### Set task:
Extract all lines in the data that contain the word "screenshot".

### Material for the task:
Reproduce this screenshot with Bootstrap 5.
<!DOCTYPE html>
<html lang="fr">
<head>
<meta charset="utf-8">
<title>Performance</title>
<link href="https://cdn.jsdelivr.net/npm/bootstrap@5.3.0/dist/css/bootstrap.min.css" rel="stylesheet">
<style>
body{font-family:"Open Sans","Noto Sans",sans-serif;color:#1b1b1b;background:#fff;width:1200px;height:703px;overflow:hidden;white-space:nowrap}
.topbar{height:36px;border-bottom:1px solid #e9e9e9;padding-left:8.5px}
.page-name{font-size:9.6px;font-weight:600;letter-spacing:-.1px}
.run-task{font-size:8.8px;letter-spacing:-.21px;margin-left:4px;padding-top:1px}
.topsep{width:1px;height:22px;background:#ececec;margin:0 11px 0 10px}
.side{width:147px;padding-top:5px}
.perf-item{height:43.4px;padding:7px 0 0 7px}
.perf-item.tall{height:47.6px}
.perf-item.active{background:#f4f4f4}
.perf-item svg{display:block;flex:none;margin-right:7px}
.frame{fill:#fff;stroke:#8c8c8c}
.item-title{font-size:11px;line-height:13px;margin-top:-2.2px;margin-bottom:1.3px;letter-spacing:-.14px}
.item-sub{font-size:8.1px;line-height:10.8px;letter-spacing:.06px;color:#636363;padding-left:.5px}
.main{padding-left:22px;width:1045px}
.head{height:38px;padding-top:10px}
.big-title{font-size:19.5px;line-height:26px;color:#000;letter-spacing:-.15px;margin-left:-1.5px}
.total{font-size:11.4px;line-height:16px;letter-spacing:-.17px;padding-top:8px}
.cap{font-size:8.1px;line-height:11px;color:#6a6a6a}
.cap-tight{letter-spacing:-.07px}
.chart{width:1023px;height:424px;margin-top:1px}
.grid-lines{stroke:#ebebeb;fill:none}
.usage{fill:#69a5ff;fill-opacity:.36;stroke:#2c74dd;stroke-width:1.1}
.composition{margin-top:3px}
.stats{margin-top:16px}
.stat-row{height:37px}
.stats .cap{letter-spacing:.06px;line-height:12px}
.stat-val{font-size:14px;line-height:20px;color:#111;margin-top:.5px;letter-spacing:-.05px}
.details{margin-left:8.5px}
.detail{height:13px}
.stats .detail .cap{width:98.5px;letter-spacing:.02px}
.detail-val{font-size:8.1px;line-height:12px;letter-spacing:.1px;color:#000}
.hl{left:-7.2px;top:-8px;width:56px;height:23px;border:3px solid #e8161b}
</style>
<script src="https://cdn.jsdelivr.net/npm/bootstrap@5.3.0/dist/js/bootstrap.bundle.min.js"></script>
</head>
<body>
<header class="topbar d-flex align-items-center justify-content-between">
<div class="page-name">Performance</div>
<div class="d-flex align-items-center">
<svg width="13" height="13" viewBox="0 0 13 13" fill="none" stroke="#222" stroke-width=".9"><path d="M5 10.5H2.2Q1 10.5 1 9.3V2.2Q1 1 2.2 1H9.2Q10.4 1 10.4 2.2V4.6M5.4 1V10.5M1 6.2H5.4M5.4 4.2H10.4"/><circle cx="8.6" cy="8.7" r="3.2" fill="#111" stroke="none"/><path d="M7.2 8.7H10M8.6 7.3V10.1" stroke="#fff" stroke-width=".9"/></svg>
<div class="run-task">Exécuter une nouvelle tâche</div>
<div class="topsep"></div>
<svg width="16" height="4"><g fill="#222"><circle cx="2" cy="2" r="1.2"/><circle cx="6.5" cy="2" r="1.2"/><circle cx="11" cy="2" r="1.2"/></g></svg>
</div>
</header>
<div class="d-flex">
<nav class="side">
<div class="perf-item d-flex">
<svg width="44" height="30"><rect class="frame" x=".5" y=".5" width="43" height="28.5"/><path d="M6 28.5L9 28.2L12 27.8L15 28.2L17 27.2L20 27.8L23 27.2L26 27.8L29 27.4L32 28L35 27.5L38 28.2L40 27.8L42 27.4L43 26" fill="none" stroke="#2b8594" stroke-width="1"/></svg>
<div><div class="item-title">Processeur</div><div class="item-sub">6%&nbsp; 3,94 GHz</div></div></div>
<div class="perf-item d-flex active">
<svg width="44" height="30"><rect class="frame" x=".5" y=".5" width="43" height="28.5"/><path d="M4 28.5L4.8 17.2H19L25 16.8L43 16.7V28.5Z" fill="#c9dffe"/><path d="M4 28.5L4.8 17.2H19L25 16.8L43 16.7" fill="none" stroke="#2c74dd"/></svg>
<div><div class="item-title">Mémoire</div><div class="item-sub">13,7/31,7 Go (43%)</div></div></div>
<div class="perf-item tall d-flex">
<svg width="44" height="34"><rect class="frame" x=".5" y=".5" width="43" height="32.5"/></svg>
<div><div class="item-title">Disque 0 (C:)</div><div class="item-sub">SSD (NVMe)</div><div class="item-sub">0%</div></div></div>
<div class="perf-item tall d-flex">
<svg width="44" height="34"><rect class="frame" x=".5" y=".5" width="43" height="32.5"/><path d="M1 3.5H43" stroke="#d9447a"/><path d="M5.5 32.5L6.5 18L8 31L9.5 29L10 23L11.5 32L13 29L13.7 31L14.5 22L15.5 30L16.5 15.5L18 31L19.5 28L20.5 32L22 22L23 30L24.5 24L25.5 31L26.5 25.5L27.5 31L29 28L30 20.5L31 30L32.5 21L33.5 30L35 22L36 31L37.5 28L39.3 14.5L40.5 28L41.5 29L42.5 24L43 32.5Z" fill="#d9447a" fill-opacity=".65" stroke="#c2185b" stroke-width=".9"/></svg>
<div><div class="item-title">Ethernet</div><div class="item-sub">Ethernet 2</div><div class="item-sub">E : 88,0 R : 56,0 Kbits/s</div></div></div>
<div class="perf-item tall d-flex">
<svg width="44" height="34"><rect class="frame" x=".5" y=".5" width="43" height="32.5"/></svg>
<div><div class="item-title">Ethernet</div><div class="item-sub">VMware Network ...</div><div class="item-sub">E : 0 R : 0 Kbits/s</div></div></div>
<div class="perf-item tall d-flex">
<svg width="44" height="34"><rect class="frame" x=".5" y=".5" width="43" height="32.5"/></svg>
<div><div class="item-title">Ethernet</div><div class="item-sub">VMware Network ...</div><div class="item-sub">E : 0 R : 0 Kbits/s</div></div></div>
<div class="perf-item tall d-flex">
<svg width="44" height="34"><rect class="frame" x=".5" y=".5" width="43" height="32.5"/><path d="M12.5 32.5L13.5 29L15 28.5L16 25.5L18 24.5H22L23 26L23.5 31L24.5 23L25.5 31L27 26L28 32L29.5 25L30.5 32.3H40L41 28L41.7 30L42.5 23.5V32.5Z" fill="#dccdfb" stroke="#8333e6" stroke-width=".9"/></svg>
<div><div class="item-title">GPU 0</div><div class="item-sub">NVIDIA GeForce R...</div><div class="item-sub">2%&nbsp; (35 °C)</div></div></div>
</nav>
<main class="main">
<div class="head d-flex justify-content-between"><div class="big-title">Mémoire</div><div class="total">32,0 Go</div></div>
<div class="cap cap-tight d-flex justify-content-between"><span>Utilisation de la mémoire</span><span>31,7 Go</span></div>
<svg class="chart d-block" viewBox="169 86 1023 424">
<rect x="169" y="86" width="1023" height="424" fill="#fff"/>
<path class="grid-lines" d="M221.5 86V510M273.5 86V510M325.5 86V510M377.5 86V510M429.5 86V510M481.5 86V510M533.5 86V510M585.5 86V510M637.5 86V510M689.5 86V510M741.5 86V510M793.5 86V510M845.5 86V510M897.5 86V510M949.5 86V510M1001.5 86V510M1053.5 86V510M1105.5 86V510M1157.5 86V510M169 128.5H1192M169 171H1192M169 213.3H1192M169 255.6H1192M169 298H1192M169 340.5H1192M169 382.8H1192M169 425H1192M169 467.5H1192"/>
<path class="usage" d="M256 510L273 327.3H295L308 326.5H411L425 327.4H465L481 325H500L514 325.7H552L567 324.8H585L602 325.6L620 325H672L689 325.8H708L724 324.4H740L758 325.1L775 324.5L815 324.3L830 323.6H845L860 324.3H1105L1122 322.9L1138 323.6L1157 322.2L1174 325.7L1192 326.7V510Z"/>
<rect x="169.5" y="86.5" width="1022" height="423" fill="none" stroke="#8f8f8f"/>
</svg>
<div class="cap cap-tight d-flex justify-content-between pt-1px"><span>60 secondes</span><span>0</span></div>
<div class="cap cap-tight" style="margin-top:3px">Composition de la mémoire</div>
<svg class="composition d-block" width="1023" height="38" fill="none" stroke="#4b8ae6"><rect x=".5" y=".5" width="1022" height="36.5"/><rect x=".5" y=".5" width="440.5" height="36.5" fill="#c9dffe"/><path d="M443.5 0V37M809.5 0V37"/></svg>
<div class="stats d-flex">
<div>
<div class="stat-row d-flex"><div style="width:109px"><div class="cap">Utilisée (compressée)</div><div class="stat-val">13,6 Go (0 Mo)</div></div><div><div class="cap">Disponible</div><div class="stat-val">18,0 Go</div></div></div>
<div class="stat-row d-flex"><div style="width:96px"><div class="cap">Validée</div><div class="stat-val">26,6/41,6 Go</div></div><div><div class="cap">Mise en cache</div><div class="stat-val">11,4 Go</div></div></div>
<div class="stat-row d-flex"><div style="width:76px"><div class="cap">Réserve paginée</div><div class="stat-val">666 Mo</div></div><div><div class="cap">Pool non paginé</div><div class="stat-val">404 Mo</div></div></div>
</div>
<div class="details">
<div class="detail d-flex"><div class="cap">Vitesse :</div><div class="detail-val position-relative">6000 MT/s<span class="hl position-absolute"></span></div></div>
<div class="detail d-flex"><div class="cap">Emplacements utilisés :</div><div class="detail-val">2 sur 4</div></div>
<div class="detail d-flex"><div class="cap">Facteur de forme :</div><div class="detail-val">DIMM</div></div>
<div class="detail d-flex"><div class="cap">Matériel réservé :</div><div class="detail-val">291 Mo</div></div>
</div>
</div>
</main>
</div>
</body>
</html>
* * *
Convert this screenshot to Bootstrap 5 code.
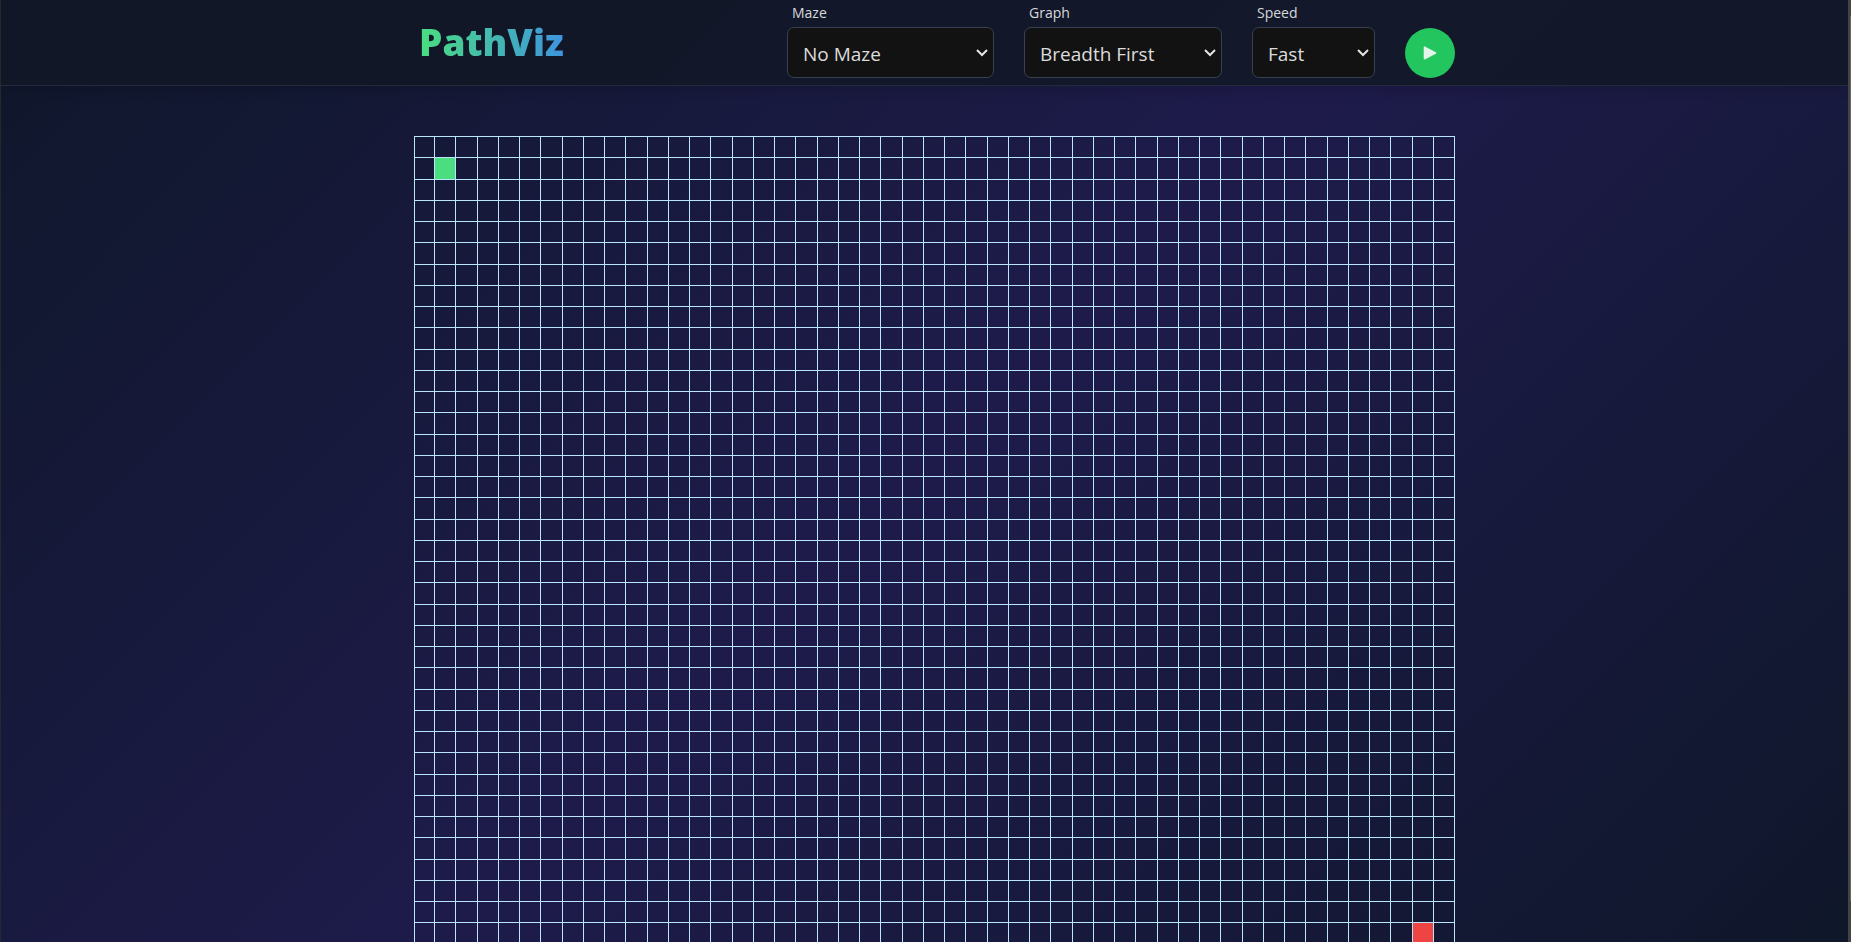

### Written answer:
Reproduce this screenshot with Bootstrap 5.
Convert this screenshot to Bootstrap 5 code.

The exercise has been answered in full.